Een uitwisseling van aanmoediging voor iedereen
1. Welke speciale gelegenheden biedt het bezoek van een reizend opziener?
1 De apostel Paulus schreef aan de gemeente in Rome: „Ik verlang ernaar u te zien om u enige geestelijke gave te kunnen meedelen en u daardoor standvastig te maken; of liever, opdat er onder u een uitwisseling van aanmoediging mag zijn, doordat een ieder wordt aangemoedigd door middel van het geloof van de ander, zowel het uwe als het mijne” (Rom. 1:11, 12). De bezoeken van reizende opzieners in deze tijd bieden ook zulke gelegenheden voor een uitwisseling van aanmoediging.
2. Waarom wordt het bezoek van de kringopziener van tevoren aangekondigd?

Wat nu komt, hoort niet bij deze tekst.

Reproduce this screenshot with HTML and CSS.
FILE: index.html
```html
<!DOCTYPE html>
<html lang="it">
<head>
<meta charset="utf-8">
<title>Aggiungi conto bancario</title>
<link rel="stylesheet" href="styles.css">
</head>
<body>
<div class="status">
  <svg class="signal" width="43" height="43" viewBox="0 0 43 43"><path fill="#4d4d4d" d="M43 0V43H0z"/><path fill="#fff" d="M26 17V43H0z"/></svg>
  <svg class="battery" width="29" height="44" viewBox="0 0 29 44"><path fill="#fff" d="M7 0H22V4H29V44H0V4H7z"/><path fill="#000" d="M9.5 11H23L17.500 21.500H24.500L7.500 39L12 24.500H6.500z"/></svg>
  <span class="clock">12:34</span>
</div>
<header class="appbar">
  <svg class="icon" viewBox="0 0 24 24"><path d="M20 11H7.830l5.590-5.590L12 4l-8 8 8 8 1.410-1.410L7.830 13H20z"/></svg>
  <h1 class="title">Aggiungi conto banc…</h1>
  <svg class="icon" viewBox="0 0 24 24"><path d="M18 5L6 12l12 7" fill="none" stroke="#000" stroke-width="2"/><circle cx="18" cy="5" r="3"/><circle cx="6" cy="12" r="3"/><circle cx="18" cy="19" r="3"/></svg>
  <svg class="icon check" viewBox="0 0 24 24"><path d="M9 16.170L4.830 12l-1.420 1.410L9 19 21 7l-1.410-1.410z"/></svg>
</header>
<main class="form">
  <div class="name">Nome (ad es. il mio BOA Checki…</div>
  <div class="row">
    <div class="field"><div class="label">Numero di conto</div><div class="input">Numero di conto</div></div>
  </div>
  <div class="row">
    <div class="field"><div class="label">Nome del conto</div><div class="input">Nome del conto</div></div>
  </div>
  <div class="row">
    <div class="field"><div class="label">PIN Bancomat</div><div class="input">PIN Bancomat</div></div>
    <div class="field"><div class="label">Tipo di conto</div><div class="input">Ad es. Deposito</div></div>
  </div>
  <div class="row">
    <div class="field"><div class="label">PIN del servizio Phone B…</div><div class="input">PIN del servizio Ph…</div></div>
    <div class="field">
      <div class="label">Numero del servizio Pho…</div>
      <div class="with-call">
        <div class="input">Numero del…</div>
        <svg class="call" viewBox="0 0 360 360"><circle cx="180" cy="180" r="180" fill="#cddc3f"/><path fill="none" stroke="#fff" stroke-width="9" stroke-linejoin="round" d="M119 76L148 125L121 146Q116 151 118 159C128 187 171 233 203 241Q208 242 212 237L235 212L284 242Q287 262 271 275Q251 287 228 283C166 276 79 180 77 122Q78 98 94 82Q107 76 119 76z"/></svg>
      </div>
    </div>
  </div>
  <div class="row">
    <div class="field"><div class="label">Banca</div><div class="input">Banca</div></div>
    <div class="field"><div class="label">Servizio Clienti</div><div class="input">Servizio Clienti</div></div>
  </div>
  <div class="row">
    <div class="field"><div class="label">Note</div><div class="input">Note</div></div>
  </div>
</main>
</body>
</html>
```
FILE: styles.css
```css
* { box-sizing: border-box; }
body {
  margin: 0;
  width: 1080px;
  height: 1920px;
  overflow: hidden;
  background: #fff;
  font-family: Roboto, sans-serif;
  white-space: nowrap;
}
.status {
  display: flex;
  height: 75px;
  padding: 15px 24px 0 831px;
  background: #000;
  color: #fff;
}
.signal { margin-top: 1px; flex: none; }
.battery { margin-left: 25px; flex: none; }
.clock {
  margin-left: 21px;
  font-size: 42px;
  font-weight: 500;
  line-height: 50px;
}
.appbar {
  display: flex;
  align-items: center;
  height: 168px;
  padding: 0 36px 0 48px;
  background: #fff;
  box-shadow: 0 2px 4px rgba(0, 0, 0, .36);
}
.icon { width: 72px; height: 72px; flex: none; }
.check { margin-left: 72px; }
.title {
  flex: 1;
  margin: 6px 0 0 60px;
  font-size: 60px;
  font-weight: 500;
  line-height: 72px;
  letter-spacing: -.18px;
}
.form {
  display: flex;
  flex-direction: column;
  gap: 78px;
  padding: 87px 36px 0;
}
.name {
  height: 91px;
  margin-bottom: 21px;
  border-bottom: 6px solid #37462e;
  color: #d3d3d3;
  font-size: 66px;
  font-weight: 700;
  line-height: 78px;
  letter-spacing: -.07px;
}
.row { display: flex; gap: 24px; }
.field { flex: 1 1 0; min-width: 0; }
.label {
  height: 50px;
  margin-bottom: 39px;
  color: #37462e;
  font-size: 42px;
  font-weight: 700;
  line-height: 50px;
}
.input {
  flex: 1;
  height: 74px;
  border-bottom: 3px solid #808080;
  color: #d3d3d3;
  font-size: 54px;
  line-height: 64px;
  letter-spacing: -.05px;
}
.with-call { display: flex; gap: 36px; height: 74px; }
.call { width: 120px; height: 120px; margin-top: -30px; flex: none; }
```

2 De gemeente: Het bezoek van de kringopziener wordt meestal zo’n drie maanden van tevoren in de gemeente aangekondigd. Hierdoor hebben we tijd genoeg om ons schema aan te passen zodat we er maximaal profijt van kunnen trekken (Ef. 5:15, 16). Als je werelds werk doet, kun je misschien in die week vrij vragen om in de velddienst te gaan. Sommigen treffen regelingen om in de maand van het bezoek in de hulppioniersdienst te gaan. Mocht je die week gepland hebben om weg te gaan, kun je dat dan veranderen zodat je er toch bent?
3. Wat kunnen we zelf tijdens het bezoek doen om aanmoediging te krijgen?

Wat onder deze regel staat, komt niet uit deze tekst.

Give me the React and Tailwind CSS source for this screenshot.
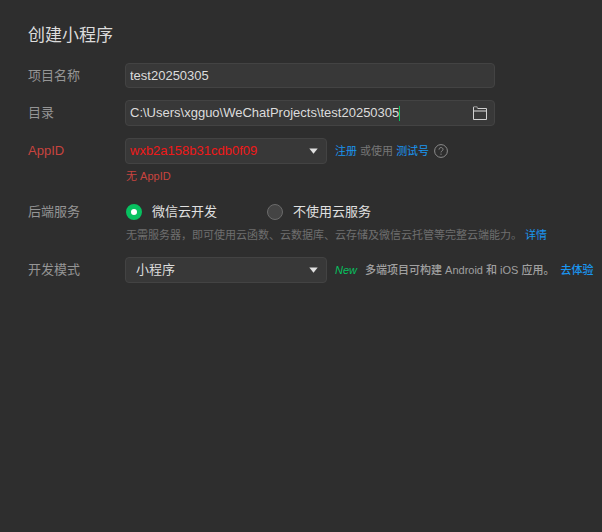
import { useState } from "react";

function Label({ htmlFor, error, children }) {
  return (
    <label
      htmlFor={htmlFor}
      className={`h-[26px] w-[97px] shrink-0 leading-[26px] ${error ? "text-[#c8443f]" : "text-[#959595]"}`}
    >
      {children}
    </label>
  );
}

function Select({ id, className, children }) {
  return (
    <div className="relative w-[202px] shrink-0">
      <select
        id={id}
        className={`block h-[26px] w-full appearance-none rounded border border-[#434343] bg-[#383838] pr-7 outline-none ${className}`}
      >
        {children}
      </select>
      <svg className="pointer-events-none absolute top-[10px] right-[9px]" width="9" height="6" viewBox="0 0 9 6" aria-hidden="true">
        <path d="M0.3 0.5h8.4L4.5 5.8z" fill="#e0e0e0" />
      </svg>
    </div>
  );
}

function Radio({ label, value, selected, onSelect }) {
  return (
    <label className="flex items-center gap-[10px] text-[#e0e0e0]">
      <input
        type="radio"
        name="backend"
        value={value}
        checked={selected === value}
        onChange={() => onSelect(value)}
        className="size-4 appearance-none rounded-full border border-[#6b6b6b] bg-[#444444] checked:border-[5px] checked:border-[#07c160] checked:bg-white"
      />
      {label}
    </label>
  );
}

function Link({ children }) {
  return (
    <a href="#" className="text-[#1a96f0]">
      {children}
    </a>
  );
}

export default function App() {
  const [name, setName] = useState("test20250305");
  const [dir, setDir] = useState("C:\\Users\\xgguo\\WeChatProjects\\test20250305");
  const [backend, setBackend] = useState("cloud");

  return (
    <main className="min-h-screen bg-[#2e2e2e] pt-6 pl-7 font-['Liberation_Sans','Noto_Sans_CJK_SC',sans-serif] text-[13px] whitespace-nowrap">
      <h1 className="text-[17px] leading-6 text-[#dcdcdc]">创建小程序</h1>
      <form className="mt-[15px]">
        <div className="flex">
          <Label htmlFor="name">项目名称</Label>
          <input
            id="name"
            value={name}
            onChange={(e) => setName(e.target.value)}
            className="h-[25px] w-[370px] rounded border border-[#434343] bg-[#383838] px-1 text-[#dcdcdc] outline-none"
          />
        </div>

        <div className="mt-[11px] flex">
          <Label htmlFor="dir">目录</Label>
          <div className="flex h-[26px] w-[370px] items-center rounded border border-[#434343] bg-[#383838] pr-[7px] pl-1">
            <div className="flex grow items-center">
              <input
                id="dir"
                value={dir}
                onChange={(e) => setDir(e.target.value)}
                className="field-sizing-content bg-transparent text-[#dcdcdc] outline-none"
              />
              <span className="h-[15px] w-px shrink-0 bg-[#07c160]" />
            </div>
            <button type="button" aria-label="选择目录">
              <svg width="14" height="14" viewBox="0 0 14 14" fill="none" aria-hidden="true">
                <path d="M0.5 1v12.5h13V2.5H4.5" stroke="#d0d0d0" />
                <path d="M0.5 0.8h3.7v1.4" stroke="#9a9a9a" />
                <path d="M1 5h12" stroke="#8a8a8a" strokeWidth="2" />
              </svg>
            </button>
          </div>
        </div>

        <div className="mt-3 flex">
          <Label htmlFor="appid" error>
            AppID
          </Label>
          <div>
            <div className="flex gap-2">
              <Select id="appid" className="pl-1 text-[#f01818]">
                <option>wxb2a158b31cdb0f09</option>
              </Select>
              <div className="flex h-[26px] items-center gap-[5px] text-[11px] text-[#777777]">
                <p>
                  <Link>注册</Link> 或使用 <Link>测试号</Link>
                </p>
                <button type="button" aria-label="帮助">
                  <svg width="14" height="14" viewBox="0 0 14 14" fill="none" stroke="#8c8c8c" aria-hidden="true">
                    <circle cx="7" cy="7" r="6.4" />
                    <path d="M5 5.6c0-2.8 4-2.6 4-0.2 0 1.5-2 1.5-2 3M7 9.6v1.2" />
                  </svg>
                </button>
              </div>
            </div>
            <p className="mt-1 pl-px text-[11px] leading-4 text-[#c8443f]">无 AppID</p>
          </div>
        </div>

        <div className="mt-[15px] flex">
          <Label>后端服务</Label>
          <div className="pl-px">
            <div className="flex h-[26px] gap-[50px]" role="radiogroup" aria-label="后端服务">
              <Radio label="微信云开发" value="cloud" selected={backend} onSelect={setBackend} />
              <Radio label="不使用云服务" value="none" selected={backend} onSelect={setBackend} />
            </div>
            <p className="mt-[2px] text-[11px] leading-4 text-[#6e6e6e]">
              无需服务器，即可使用云函数、云数据库、云存储及微信云托管等完整云端能力。 <Link>详情</Link>
            </p>
          </div>
        </div>

        <div className="mt-[14px] flex">
          <Label htmlFor="mode">开发模式</Label>
          <Select id="mode" className="pl-[10px] text-[#dcdcdc]">
            <option>小程序</option>
          </Select>
          <p className="flex h-[26px] items-center pl-2 text-[11px] font-medium text-[#a0a0a0]">
            <em className="mr-2 text-[#07c160]">New</em>
            <span className="mr-[6px]">多端项目可构建 Android 和 iOS 应用。</span>
            <Link>去体验</Link>
          </p>
        </div>
      </form>
    </main>
  );
}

3 De kringopziener bezoekt de gemeente met het doel persoonlijke aanmoediging en opleiding in de velddienst te geven. Kun je vragen of je met hem of, als hij getrouwd is, met zijn vrouw mag samenwerken? De kringopziener werkt graag met verschillende verkondigers samen, ook met degenen die misschien minder ervaren of nog niet zo bekwaam zijn in de dienst. Iedereen kan iets leren van zijn presentaties en kan de vriendelijke suggesties toepassen die hij misschien geeft (1 Kor. 4:16, 17). Je kunt nog meer aanmoedigende omgang met hem hebben door hem uit te nodigen voor een maaltijd (Hebr. 13:2). Luister ook goed naar zijn lezingen, want ze zijn aan de behoeften van de gemeente aangepast.
4. Hoe zouden we onze kringopziener kunnen aanmoedigen?
4 De kringopziener: De apostel Paulus was niet anders dan de broeders en zusters die hij diende. Ook hij had moeilijkheden en zorgen, en ook hij had aanmoediging nodig (2 Kor. 11:26-28). Toen de gemeente in Rome vernam dat Paulus, die op dat moment een gevangene was, daarnaartoe kwam, reisden sommigen hem tegemoet naar de Marktplaats van Appius — een afstand van 74 kilometer! „Toen Paulus hen zag, dankte hij God en schepte moed” (Hand. 28:15). Ook jij kunt je kringopziener aanmoedigen. Geef hem „dubbele eer” door zijn bezoek enthousiast te ondersteunen (1 Tim. 5:17). Toon dat je echt waardeert wat hij allemaal voor je doet, en zeg hem dat ook. Het zal hem en zijn vrouw blij maken je geloof, liefde en volharding te zien. — 2 Thess. 1:3, 4.
5. Waarom hebben we in deze tijd allemaal aanmoediging nodig?
5 Wie van ons heeft geen aanmoediging nodig in deze ’kritieke tijden, die moeilijk zijn door te komen’? (2 Tim. 3:1) Neem je nu voor om een volledig aandeel te hebben aan de speciale week van activiteit met de kringopziener. Wij allemaal — reizende opzieners en verkondigers — kunnen meewerken aan een vreugdevolle uitwisseling van aanmoediging. Bovendien zullen we zo ’elkaar blijven vertroosten en opbouwen’. — 1 Thess. 5:11.